> PROBLEM
Pick every line from the data that holds the word "React".

> DATA BLOCK
- - - - - - -
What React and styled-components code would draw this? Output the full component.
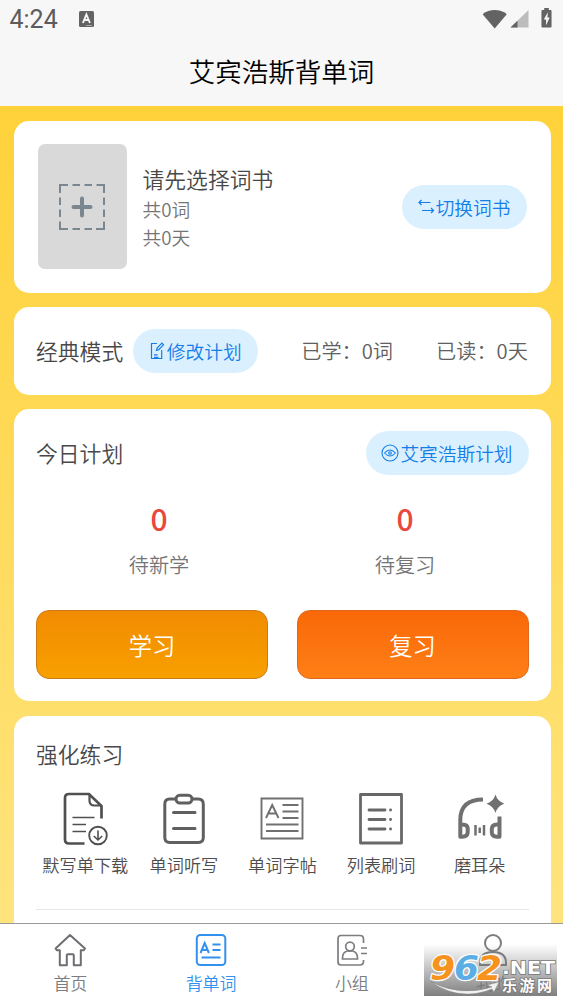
import React from "react";
import styled, { createGlobalStyle } from "styled-components";

const Global = createGlobalStyle`
  * { box-sizing: border-box; }
  body {
    margin: 0;
    font-family: "Noto Sans CJK SC", "Noto Sans", sans-serif;
    font-weight: 350;
    color: #484848;
    overflow: hidden;
  }
  svg { display: block; flex: none; }
`;

const Screen = styled.div`
  width: 563px;
  height: 1002px;
  display: flex;
  flex-direction: column;
  background: #fff;
  overflow: hidden;
`;

const Header = styled.header`
  height: 106px;
  flex: none;
  background: #f7f7f7;
`;

const StatusBar = styled.div`
  height: 38px;
  padding: 0 11px 0 9.5px;
  display: flex;
  align-items: center;
  justify-content: space-between;
`;

const StatusGroup = styled.div`
  display: flex;
  align-items: center;
  gap: ${(p) => p.$gap}px;
`;

const Clock = styled.span`
  padding-top: 2px;
  font: 400 25px/38px Roboto, sans-serif;
  color: #5c5c5c;
`;

const Title = styled.h1`
  margin: 0;
  font-size: 26.5px;
  font-weight: 350;
  line-height: 66px;
  text-align: center;
  color: #000;
`;

const Content = styled.main`
  flex: none;
  height: 817px;
  padding: 15px 12.5px 0 14px;
  display: flex;
  flex-direction: column;
  gap: 14.5px;
  overflow: hidden;
  background: linear-gradient(#ffd23a, #ffe47e);
`;

const Card = styled.section`
  flex: none;
  height: ${(p) => p.$height}px;
  padding: ${(p) => p.$padding || "22px"};
  border-radius: 15px;
  background: #fff;
`;

const Row = styled.div`
  display: flex;
  align-items: center;
  justify-content: space-between;
`;

const BookRow = styled.div`
  display: flex;
  align-items: center;
`;

const Cover = styled.div`
  width: 89.5px;
  height: 125px;
  display: flex;
  align-items: center;
  justify-content: center;
  border-radius: 7px;
  background: #d9d9d9;
`;

const BookInfo = styled.div`
  flex: 1;
  margin-left: 15.5px;
  padding-top: 1px;
`;

const Heading = styled.div`
  font-size: 21.8px;
  line-height: 32px;
  color: #484848;
`;

const Meta = styled.div`
  font-size: 18.7px;
  line-height: 28px;
  color: #757575;
`;

const Pill = styled.button`
  height: 44px;
  width: ${(p) => p.$width}px;
  padding: 0;
  display: flex;
  align-items: center;
  justify-content: center;
  gap: 1px;
  border: 0;
  border-radius: 22px;
  background: #dbf0fe;
  color: #147ee8;
  font: inherit;
  font-size: 18.7px;
  line-height: 44px;
`;

const ModeRow = styled.div`
  display: flex;
  align-items: center;
`;

const PlanSlot = styled.div`
  margin-left: 10px;
`;

const Stat = styled.span`
  margin-left: ${(p) => p.$left}px;
  font-size: 20.2px;
  line-height: 44px;
  white-space: nowrap;
  color: #606060;
`;

const Counters = styled.div`
  display: grid;
  grid-template-columns: 246px 246px;
`;

const Counter = styled.div`
  display: flex;
  flex-direction: column;
  align-items: center;
  padding: 20px 0 23px;
`;

const Count = styled.strong`
  font-size: 30px;
  font-weight: 500;
  line-height: 46px;
  margin-bottom: 2px;
  color: #e9483d;
`;

const CountLabel = styled.span`
  font-size: 20.2px;
  line-height: 44px;
  color: #757575;
`;

const Columns = styled.div`
  display: grid;
  grid-template-columns: 232px 232px;
  justify-content: space-between;
`;

const Action = styled.button`
  height: 69px;
  border: 1px solid ${(p) => p.$edge};
  border-radius: 13px;
  background: linear-gradient(${(p) => p.$from}, ${(p) => p.$to});
  color: #fff;
  font: inherit;
  font-size: 23.3px;
  padding: 0;
`;

const Tools = styled.div`
  display: grid;
  grid-template-columns: repeat(5, 98.6px);
  margin-top: 22px;
  padding-bottom: 31px;
  border-bottom: 1px solid #e6e6e6;
`;

const Tool = styled.div`
  display: flex;
  flex-direction: column;
  align-items: center;
  gap: 6.5px;
  font-size: 17.2px;
  line-height: 26px;
  white-space: nowrap;
  color: #4d4d4d;
`;

const TabBar = styled.nav`
  position: relative;
  flex: none;
  height: 79px;
  display: grid;
  grid-template-columns: repeat(4, 1fr);
  border-top: 1px solid #999;
  background: #fff;
`;

const Tab = styled.div`
  display: flex;
  flex-direction: column;
  align-items: center;
  gap: 1.500px;
  padding-top: 8px;
  font-size: 17px;
  line-height: 26px;
  color: ${(p) => (p.$active ? "#3291ee" : "#7b7d80")};
`;

const Watermark = styled.div`
  position: absolute;
  left: 424px;
  top: 20px;
  width: 133px;
  height: 52px;
  background: linear-gradient(rgba(120, 120, 120, 0) 0, rgba(120, 120, 120, 0.95) 100%);
`;

const BatterySlot = styled.div`
  margin-left: 10px;
  padding-bottom: 2px;
`;

const WifiIcon = () => (
  <svg width="26" height="20" viewBox="0 0 26 20">
    <path d="M.6 5.300C4 2.300 8.400 1 12.700 1s8.700 1.300 12.100 4.300L12.700 19.600z" fill="#636363" />
  </svg>
);

const SignalIcon = () => (
  <svg width="19" height="18" viewBox="0 0 19 18">
    <path d="M18.500 0v17.500H.5z" fill="#bdbdbd" />
    <path d="M7.500 10.700v6.800h-7z" fill="#636363" />
  </svg>
);

const BatteryIcon = () => (
  <svg width="11" height="20" viewBox="0 0 12 21" preserveAspectRatio="none">
    <path d="M3.500 0h5v2h2q1 0 1 1v16.500q0 1-1 1h-9q-1 0-1-1V3q0-1 1-1h2z" fill="#636363" />
    <path d="M7.500 4.500 3 12h2.500v6L9.500 10H7z" fill="#f7f7f7" />
  </svg>
);

const InputIcon = () => (
  <svg width="15" height="16" viewBox="0 0 15 16">
    <rect width="15" height="16" rx="1.500" fill="#636363" />
    <path d="m3.900 12 3.500-8.500L10.900 12M5.300 9h4.200" fill="none" stroke="#f7f7f7" strokeWidth="1.900" />
    <path d="M7.500 14.500h1m1 0h1m1 0h1" stroke="#f7f7f7" />
  </svg>
);

const AddIcon = () => (
  <svg width="46" height="46" viewBox="0 0 46 46" fill="none" stroke="#7b8790">
    <path
      strokeWidth="2"
      d="M1 9V1h8M13.500 1h7.500M25.500 1H33M37.500 1H45v8M45 13.500V21M45 25.500V33M45 37.500V45h-8M33 45h-7.500M21 45h-7.500M9 45H1v-7.500M1 33v-7.500M1 21v-7.500"
    />
    <path strokeWidth="4" strokeLinecap="round" d="M23 14.500v17M14.500 23h17" />
  </svg>
);

const SwapIcon = () => (
  <svg width="17" height="16" viewBox="0 0 17 16" fill="none" stroke="#147ee8" strokeWidth="1.200">
    <path d="M12.500 3.500H1M3.500 1 1 3.500 3.500 6M4 11.500h11.500M13 9l2.500 2.500L13 14" />
  </svg>
);

const EditIcon = () => (
  <svg width="16" height="18" viewBox="0 0 16 18" fill="none" stroke="#147ee8" strokeWidth="1.200">
    <path d="M7 1.500H1.500v15h10.200V8M4 12.800h3.600M4 15.300h4.500M6.500 8.300l.6-2.300 4.800-4.800 1.600 1.600-4.800 4.800z" />
  </svg>
);

const EyeIcon = () => (
  <svg width="18" height="18" viewBox="0 0 18 18" fill="none" stroke="#147ee8" strokeWidth="1.100">
    <circle cx="9" cy="9" r="8" />
    <path d="M3.500 9q5.500-6 11 0-5.500 6-11 0z" />
    <circle cx="9" cy="9" r="1.300" />
  </svg>
);

const DownloadIcon = () => (
  <svg width="46" height="54" viewBox="0 0 46 54" fill="none" stroke="#505050">
    <path strokeWidth="2.700" d="M22.500 51.500H7q-4 0-4-4V6q0-4 4-4h20l12.500 12v12.500" />
    <path strokeWidth="2.200" d="M27.500 2v6.500q0 5 5 5h7" />
    <path strokeWidth="1.700" d="M10.500 25.500h22M10.500 32.500h13.500M10.500 39.500h13.500" />
    <circle cx="36" cy="43.500" r="8.800" strokeWidth="1.900" />
    <path strokeWidth="1.600" d="M36 38.500v9M31.800 44l4.200 4 4.200-4" />
  </svg>
);

const ClipboardIcon = () => (
  <svg width="44" height="54" viewBox="0 0 44 54" fill="none" stroke="#606060" strokeWidth="3">
    <path d="M13.500 7H7.500Q2.800 7 2.800 12v33.500q0 5 5 5h28.500q5 0 5-5V12q0-5-5-5H30" />
    <rect x="14" y="3.200" width="16" height="7.800" rx="3.800" />
    <path strokeLinecap="round" d="M11.500 20.500H33M11.500 36.500H33" />
  </svg>
);

const CopybookIcon = () => (
  <svg width="44" height="54" viewBox="0 0 44 54" fill="none" stroke="#707070" strokeWidth="1.900">
    <path d="M1.500 6.500h41v40h-41zM6 26l6.200-13L18.500 26M8.500 21.500h7.500M22.500 13h16M22.500 19.500h16M22.500 26h16M6 32.500h32.500M6 39h32.500" />
  </svg>
);

const ListIcon = () => (
  <svg width="44" height="54" viewBox="0 0 44 54" fill="none" stroke="#686868" strokeWidth="2.800">
    <path strokeLinejoin="round" d="M1.500 2.500h41v48.500h-41z" />
    <path strokeLinecap="round" d="M10 18h16M10 27.500h16M10 37h16M31.500 18h.1M31.500 27.500h.1M31.500 37h.1" />
  </svg>
);

const HeadphoneIcon = () => (
  <svg width="48" height="54" viewBox="0 0 48 54" fill="none" stroke="#707070" strokeWidth="4" strokeLinejoin="round">
    <path d="M4.300 44V28Q4.300 7.500 27 7.500M4.300 32.500h2q5.400 0 5.400 4v3.500q0 4.700-5.400 4.700h-2zM43.500 24.500v20.200h-2.500q-5.200 0-5.200-4.700v-3q0-4.500 5.200-4.500h2.500" />
    <path strokeWidth="2.500" strokeLinejoin="miter" d="M19.500 33v10.500M23.700 35.500v5.500M28 33v10.500" />
    <path fill="#707070" stroke="none" d="M39.500 2.500q2 7 9 9.200-7 2.300-9 9.300-2-7-9-9.300 7-2.200 9-9.200z" />
  </svg>
);

const HomeIcon = () => (
  <svg width="34" height="36" viewBox="0 0 34 36" fill="none" stroke="#6c6e71" strokeWidth="2" strokeLinejoin="round">
    <path d="M17 3 32 16.500l-1.200 1.700h-3v15h-7v-10q0-1-1-1h-5q-1 0-1 1v10h-7v-15h-3l-1.200-1.700z" />
  </svg>
);

const WordsIcon = () => (
  <svg width="34" height="36" viewBox="0 0 34 36" fill="none" stroke="#3291ee" strokeWidth="2">
    <rect x="2.800" y="3" width="28.500" height="30" rx="3.500" />
    <path d="m6.500 21 4.200-10 4.200 10M8 18h5.500M18.500 12.500h8M18.500 18h8M7.500 25.500H26.500" />
  </svg>
);

const GroupIcon = () => (
  <svg width="34" height="36" viewBox="0 0 34 36" fill="none" stroke="#7b7d80" strokeWidth="1.700">
    <path d="M28.500 11V7q0-3.500-3.500-3.500H6q-3 0-3 3V30q0 3 3 3h19q3.500 0 3.500-4v-1M26 16h6M26 21.500h6" />
    <circle cx="15" cy="14.500" r="4.300" />
    <path d="M7.500 27v-1q0-6 5-7h5q5 1 5 7v1z" />
  </svg>
);

const ProfileIcon = () => (
  <svg width="34" height="36" viewBox="0 0 34 36" fill="none" stroke="#7b7d80" strokeWidth="2">
    <circle cx="17" cy="11" r="8" />
    <path d="M4 33v-2q0-11 13-11t13 11v2z" />
  </svg>
);

const SiteLogo = () => (
  <svg width="133" height="52" viewBox="0 0 133 52">
    <g fontFamily="DejaVu Sans, sans-serif" fontWeight="700" fontStyle="italic" fontSize="33" stroke="#fff" strokeWidth="2.500" paintOrder="stroke" strokeLinejoin="round">
      <text x="6" y="36" textLength="25" lengthAdjust="spacingAndGlyphs" fill="#f6921e">9</text>
      <text x="30" y="36" textLength="25" lengthAdjust="spacingAndGlyphs" fill="#5aaee3">6</text>
      <text x="53" y="36" textLength="25" lengthAdjust="spacingAndGlyphs" fill="#f6921e">2</text>
    </g>
    <path d="M7 38q30 15 61 5l-5-2 12-3-5 10-2-3Q36 58 7 38z" fill="#f1f1f1" stroke="#888" strokeWidth=".5" />
    <g fill="#fff" stroke="#777" strokeWidth="1.500" paintOrder="stroke" fontWeight="700">
      <text x="78" y="30" fontFamily="DejaVu Sans, sans-serif" fontSize="18" textLength="53" lengthAdjust="spacingAndGlyphs">.NET</text>
      <text x="78" y="47" fontFamily="Noto Sans CJK SC, sans-serif" fontSize="15" textLength="50">乐游网</text>
    </g>
  </svg>
);

const tools = [
  ["默写单下载", DownloadIcon],
  ["单词听写", ClipboardIcon],
  ["单词字帖", CopybookIcon],
  ["列表刷词", ListIcon],
  ["磨耳朵", HeadphoneIcon],
];

const tabs = [
  ["首页", HomeIcon],
  ["背单词", WordsIcon],
  ["小组", GroupIcon],
  ["我的", ProfileIcon],
];

export default function App() {
  return (
    <Screen>
      <Global />
      <Header>
        <StatusBar>
          <StatusGroup $gap={21}>
            <Clock>4:24</Clock>
            <InputIcon />
          </StatusGroup>
          <StatusGroup $gap={2}>
            <WifiIcon />
            <SignalIcon />
            <BatterySlot>
              <BatteryIcon />
            </BatterySlot>
          </StatusGroup>
        </StatusBar>
        <Title>艾宾浩斯背单词</Title>
      </Header>

      <Content>
        <Card $height={171.5} $padding="23px 24px 0 23.5px">
          <BookRow>
            <Cover>
              <AddIcon />
            </Cover>
            <BookInfo>
              <Heading>请先选择词书</Heading>
              <Meta>共0词</Meta>
              <Meta>共0天</Meta>
            </BookInfo>
            <Pill $width={125}>
              <SwapIcon />
              切换词书
            </Pill>
          </BookRow>
        </Card>

        <Card $height={87.5}>
          <ModeRow>
            <Heading>经典模式</Heading>
            <PlanSlot>
              <Pill $width={125}>
                <EditIcon />
                修改计划
              </Pill>
            </PlanSlot>
            <Stat $left={43}>已学：0词</Stat>
            <Stat $left={43}>已读：0天</Stat>
          </ModeRow>
        </Card>

        <Card $height={292}>
          <Row>
            <Heading>今日计划</Heading>
            <Pill $width={163}>
              <EyeIcon />
              艾宾浩斯计划
            </Pill>
          </Row>
          <Counters>
            <Counter>
              <Count>0</Count>
              <CountLabel>待新学</CountLabel>
            </Counter>
            <Counter>
              <Count>0</Count>
              <CountLabel>待复习</CountLabel>
            </Counter>
          </Counters>
          <Columns>
            <Action $from="#f18b00" $to="#f8a000" $edge="#c77b16">学习</Action>
            <Action $from="#f96808" $to="#ff7f16" $edge="#df681a">复习</Action>
          </Columns>
        </Card>

        <Card $height={260}>
          <Heading>强化练习</Heading>
          <Tools>
            {tools.map(([label, Icon]) => (
              <Tool key={label}>
                <Icon />
                {label}
              </Tool>
            ))}
          </Tools>
        </Card>
      </Content>

      <TabBar>
        {tabs.map(([label, Icon], i) => (
          <Tab key={label} $active={i === 1}>
            <Icon />
            {label}
          </Tab>
        ))}
        <Watermark>
          <SiteLogo />
        </Watermark>
      </TabBar>
    </Screen>
  );
}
- - - - - - -
> ANSWER TO THE PROBLEM
What React and styled-components code would draw this? Output the full component.
import React from "react";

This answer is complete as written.